# What you have to do
Return all lines that include the string "styled".

===== Provided material

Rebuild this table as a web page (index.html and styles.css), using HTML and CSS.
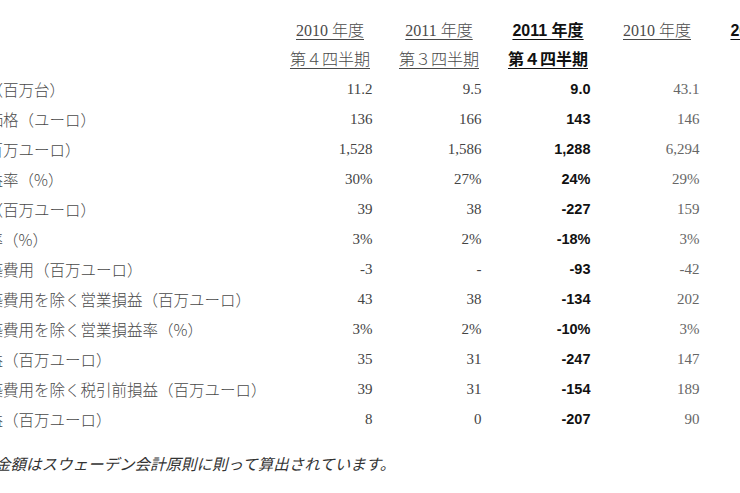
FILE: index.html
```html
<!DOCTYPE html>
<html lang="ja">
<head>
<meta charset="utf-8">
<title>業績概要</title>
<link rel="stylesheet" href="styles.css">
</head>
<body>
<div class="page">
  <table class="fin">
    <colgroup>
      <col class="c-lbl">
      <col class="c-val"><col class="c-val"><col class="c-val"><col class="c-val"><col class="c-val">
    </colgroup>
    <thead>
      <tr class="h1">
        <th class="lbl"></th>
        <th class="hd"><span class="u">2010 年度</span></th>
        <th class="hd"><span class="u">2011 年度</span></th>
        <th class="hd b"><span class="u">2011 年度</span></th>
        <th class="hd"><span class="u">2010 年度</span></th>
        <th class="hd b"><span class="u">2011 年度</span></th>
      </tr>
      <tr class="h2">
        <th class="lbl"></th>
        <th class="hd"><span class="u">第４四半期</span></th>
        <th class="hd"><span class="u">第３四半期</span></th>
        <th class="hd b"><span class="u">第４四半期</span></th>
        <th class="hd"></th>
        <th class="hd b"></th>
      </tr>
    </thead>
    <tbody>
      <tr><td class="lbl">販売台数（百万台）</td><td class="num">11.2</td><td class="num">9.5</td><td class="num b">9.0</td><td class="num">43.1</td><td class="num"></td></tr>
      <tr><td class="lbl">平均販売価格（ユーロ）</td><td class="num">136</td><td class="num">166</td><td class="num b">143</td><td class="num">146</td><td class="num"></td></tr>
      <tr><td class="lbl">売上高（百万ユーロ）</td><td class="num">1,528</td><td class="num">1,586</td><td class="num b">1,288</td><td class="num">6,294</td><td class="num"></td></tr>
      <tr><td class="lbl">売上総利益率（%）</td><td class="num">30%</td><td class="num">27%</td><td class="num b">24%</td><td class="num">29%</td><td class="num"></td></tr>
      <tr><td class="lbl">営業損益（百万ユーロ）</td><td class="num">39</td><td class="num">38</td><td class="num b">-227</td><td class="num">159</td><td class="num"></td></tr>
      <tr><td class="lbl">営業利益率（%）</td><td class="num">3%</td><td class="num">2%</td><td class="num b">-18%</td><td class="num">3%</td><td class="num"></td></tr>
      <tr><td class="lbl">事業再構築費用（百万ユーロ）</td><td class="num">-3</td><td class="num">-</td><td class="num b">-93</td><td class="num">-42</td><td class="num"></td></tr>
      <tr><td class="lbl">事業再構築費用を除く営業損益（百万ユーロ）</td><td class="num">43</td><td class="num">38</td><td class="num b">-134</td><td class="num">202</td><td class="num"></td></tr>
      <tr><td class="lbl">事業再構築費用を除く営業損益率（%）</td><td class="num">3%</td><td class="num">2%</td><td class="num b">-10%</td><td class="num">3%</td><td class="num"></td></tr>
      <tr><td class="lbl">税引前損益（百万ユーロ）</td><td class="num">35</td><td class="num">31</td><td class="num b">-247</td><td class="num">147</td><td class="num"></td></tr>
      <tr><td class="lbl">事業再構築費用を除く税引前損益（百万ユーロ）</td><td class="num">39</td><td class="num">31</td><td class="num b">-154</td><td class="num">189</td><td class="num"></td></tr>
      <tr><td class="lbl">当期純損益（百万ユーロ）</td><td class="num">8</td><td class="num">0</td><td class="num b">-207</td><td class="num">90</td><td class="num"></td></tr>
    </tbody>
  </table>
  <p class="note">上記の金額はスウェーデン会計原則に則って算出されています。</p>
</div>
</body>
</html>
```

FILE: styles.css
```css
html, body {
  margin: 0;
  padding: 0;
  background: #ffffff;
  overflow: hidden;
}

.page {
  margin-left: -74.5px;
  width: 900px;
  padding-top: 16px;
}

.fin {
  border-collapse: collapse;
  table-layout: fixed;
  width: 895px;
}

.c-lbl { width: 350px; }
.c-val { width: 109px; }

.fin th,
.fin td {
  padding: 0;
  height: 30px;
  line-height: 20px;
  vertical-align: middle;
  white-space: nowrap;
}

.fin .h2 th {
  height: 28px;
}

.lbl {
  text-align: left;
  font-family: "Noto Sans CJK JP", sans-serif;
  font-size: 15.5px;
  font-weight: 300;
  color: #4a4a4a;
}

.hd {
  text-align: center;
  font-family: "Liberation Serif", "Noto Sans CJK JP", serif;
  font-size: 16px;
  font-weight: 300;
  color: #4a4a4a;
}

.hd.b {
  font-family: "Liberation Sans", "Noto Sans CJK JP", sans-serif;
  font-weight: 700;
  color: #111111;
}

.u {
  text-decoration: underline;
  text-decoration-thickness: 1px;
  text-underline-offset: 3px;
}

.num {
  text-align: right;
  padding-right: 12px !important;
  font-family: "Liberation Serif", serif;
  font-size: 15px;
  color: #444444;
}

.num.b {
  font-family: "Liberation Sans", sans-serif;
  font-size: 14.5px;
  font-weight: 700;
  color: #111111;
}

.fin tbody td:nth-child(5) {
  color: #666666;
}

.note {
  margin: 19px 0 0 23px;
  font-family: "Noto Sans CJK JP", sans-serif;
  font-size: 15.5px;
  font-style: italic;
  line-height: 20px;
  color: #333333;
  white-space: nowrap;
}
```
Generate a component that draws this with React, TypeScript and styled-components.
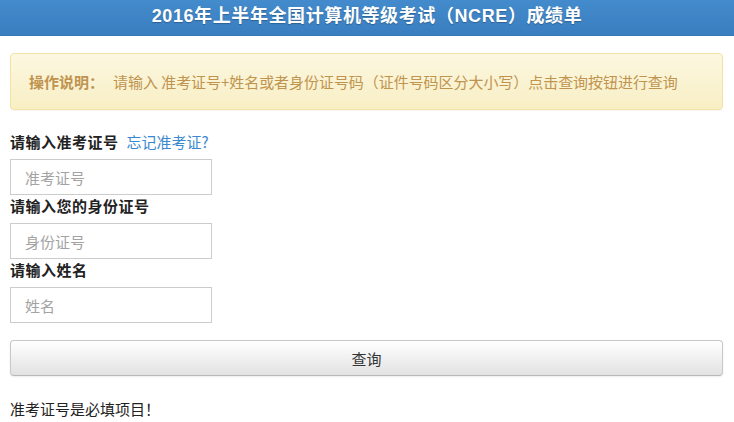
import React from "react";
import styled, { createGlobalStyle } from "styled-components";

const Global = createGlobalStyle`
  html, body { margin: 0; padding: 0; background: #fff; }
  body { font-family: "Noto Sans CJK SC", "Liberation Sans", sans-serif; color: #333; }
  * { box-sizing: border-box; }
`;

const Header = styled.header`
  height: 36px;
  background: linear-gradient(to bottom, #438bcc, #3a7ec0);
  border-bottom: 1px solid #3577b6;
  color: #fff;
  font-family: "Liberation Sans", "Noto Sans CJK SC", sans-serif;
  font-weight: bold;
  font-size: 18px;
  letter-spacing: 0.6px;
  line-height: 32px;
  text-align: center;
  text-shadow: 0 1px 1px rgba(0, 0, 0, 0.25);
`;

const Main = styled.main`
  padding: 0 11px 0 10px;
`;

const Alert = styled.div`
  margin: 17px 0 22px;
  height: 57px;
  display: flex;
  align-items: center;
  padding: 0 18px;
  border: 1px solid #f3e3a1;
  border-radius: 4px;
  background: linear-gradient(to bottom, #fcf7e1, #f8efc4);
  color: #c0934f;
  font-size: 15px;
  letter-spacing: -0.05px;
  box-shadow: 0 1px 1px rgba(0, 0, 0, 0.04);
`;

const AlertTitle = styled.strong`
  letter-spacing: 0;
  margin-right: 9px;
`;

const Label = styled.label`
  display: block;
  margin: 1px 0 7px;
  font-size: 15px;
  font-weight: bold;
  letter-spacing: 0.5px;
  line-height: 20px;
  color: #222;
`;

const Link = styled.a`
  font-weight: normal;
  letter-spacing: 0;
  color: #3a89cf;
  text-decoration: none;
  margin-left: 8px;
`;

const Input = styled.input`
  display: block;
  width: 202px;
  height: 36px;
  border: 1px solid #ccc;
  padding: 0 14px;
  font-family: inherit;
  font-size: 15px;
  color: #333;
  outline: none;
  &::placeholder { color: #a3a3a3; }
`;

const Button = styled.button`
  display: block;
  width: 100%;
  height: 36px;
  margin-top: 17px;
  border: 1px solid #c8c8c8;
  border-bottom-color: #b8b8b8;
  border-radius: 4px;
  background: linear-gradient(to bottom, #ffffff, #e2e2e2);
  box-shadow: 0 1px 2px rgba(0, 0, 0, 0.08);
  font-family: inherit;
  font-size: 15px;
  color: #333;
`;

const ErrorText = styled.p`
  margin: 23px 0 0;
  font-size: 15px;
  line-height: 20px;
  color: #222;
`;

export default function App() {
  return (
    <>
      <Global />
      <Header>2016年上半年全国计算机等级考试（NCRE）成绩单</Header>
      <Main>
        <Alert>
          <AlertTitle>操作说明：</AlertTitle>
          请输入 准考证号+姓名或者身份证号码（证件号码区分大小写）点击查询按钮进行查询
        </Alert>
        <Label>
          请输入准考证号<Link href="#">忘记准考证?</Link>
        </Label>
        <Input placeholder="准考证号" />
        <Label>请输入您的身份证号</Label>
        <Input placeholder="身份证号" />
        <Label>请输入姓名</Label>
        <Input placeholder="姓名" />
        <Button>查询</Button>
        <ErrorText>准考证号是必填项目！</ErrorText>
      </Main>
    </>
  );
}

==========

# Final result
Generate a component that draws this with React, TypeScript and styled-components.
import styled, { createGlobalStyle } from "styled-components";
const Header = styled.header`
const Main = styled.main`
const Alert = styled.div`
const AlertTitle = styled.strong`
const Label = styled.label`
const Link = styled.a`
const Input = styled.input`
const Button = styled.button`
const ErrorText = styled.p`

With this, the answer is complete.